### Data section
-- start --

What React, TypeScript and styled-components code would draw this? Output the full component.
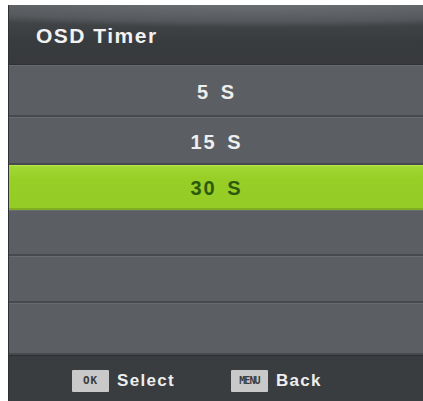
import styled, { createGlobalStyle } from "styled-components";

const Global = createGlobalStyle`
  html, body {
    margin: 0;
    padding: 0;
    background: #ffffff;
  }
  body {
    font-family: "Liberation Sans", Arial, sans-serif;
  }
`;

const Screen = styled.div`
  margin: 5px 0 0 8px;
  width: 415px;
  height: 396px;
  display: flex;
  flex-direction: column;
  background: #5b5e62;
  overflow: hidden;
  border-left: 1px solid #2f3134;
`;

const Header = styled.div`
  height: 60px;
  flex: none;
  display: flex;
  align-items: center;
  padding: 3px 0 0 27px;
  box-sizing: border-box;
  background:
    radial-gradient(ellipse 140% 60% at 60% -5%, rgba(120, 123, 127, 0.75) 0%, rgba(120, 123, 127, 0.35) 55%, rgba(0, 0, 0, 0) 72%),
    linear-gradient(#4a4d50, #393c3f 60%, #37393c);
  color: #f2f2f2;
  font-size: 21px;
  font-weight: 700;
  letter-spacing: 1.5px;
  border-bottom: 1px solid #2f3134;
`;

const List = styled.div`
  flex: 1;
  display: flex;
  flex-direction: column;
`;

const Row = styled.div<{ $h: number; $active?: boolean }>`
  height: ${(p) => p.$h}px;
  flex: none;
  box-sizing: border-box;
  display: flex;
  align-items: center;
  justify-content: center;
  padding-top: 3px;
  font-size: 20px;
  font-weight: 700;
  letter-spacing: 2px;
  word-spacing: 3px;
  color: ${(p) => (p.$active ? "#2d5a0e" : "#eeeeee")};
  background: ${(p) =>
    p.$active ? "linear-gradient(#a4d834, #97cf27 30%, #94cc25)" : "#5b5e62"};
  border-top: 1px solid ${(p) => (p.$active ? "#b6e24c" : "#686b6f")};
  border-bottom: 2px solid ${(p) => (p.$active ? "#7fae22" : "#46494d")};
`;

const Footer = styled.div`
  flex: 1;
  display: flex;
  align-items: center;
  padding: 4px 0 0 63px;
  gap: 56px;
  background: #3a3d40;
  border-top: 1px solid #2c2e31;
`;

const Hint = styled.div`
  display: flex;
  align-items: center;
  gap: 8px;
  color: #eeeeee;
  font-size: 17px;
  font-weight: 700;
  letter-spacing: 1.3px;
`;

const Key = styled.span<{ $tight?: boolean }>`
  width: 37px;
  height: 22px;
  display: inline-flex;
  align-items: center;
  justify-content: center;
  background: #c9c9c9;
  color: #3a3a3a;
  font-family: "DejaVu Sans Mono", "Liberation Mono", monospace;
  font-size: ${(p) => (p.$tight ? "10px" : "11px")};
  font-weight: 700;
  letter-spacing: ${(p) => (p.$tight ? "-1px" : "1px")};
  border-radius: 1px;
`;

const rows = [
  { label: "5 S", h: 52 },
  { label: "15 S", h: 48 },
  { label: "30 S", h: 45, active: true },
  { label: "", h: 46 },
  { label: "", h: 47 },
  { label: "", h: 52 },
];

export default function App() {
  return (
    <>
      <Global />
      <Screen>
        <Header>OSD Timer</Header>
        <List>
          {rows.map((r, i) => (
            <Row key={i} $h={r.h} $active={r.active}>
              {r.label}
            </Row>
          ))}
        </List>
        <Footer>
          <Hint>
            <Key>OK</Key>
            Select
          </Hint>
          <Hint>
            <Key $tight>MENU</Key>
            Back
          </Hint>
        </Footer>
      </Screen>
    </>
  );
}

-- end --
-- start --

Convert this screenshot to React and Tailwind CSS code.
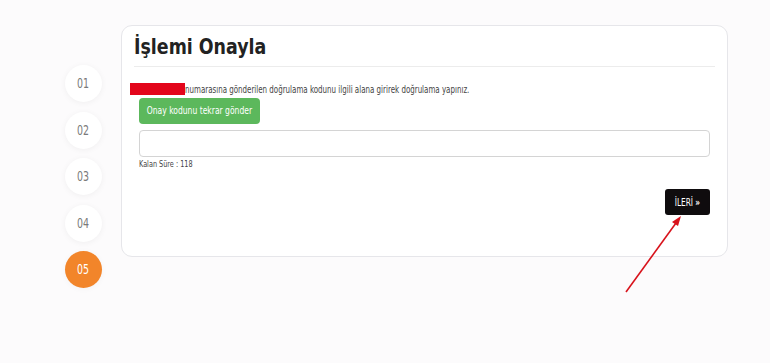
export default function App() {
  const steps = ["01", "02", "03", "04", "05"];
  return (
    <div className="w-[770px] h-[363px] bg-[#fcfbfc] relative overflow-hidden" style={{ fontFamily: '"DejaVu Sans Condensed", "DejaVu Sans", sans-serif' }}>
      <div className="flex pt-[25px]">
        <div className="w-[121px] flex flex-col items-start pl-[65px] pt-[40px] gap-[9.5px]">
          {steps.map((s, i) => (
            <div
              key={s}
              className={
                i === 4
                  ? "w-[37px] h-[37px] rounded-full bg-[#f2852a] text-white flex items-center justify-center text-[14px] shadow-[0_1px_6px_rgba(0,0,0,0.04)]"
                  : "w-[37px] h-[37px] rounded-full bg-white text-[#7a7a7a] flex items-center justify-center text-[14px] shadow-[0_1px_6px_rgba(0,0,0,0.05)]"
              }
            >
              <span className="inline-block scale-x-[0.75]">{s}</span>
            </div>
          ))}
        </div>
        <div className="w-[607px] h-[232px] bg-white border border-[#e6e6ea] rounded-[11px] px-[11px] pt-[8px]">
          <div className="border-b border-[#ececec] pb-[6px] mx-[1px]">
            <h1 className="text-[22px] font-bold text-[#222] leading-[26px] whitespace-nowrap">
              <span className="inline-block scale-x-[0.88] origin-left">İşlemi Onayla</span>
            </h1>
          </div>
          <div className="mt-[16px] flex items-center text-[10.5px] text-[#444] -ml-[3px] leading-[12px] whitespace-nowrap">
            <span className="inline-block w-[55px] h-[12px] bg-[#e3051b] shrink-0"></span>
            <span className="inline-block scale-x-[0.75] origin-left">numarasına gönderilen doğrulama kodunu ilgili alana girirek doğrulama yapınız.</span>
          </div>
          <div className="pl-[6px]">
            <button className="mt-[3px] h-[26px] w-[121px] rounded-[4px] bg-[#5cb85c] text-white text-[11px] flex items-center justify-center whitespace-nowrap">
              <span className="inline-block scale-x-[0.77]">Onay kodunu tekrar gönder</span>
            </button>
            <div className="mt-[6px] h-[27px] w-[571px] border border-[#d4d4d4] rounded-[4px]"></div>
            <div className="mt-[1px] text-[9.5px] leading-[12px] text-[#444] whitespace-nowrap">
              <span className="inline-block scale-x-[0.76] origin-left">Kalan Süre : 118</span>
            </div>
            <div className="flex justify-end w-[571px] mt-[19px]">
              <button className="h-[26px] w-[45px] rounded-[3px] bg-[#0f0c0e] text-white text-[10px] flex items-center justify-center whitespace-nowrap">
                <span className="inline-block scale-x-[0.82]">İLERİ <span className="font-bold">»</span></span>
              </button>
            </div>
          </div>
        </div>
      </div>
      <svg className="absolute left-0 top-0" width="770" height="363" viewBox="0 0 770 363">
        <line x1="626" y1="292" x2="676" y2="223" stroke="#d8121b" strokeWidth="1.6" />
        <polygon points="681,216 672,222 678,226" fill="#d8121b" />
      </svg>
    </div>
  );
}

-- end --
-- start --

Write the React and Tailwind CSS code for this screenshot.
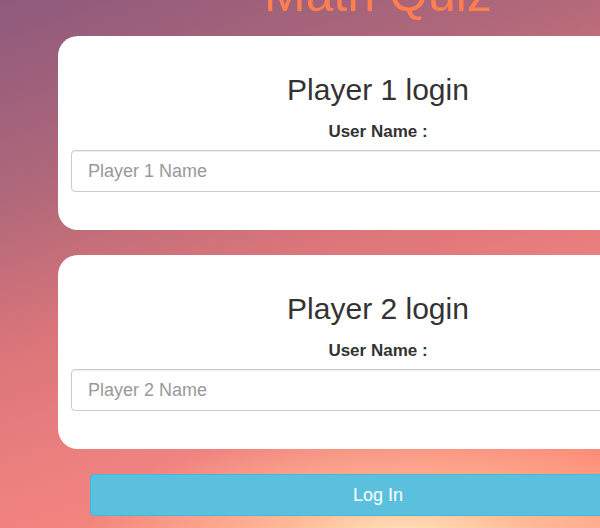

-- end --

### Requirements
Identify and copy all lines with the word "full".

### Answer to this task
What React, TypeScript and styled-components code would draw this? Output the full component.
                  ? "w-[37px] h-[37px] rounded-full bg-[#f2852a] text-white flex items-center justify-center text-[14px] shadow-[0_1px_6px_rgba(0,0,0,0.04)]"
                  : "w-[37px] h-[37px] rounded-full bg-white text-[#7a7a7a] flex items-center justify-center text-[14px] shadow-[0_1px_6px_rgba(0,0,0,0.05)]"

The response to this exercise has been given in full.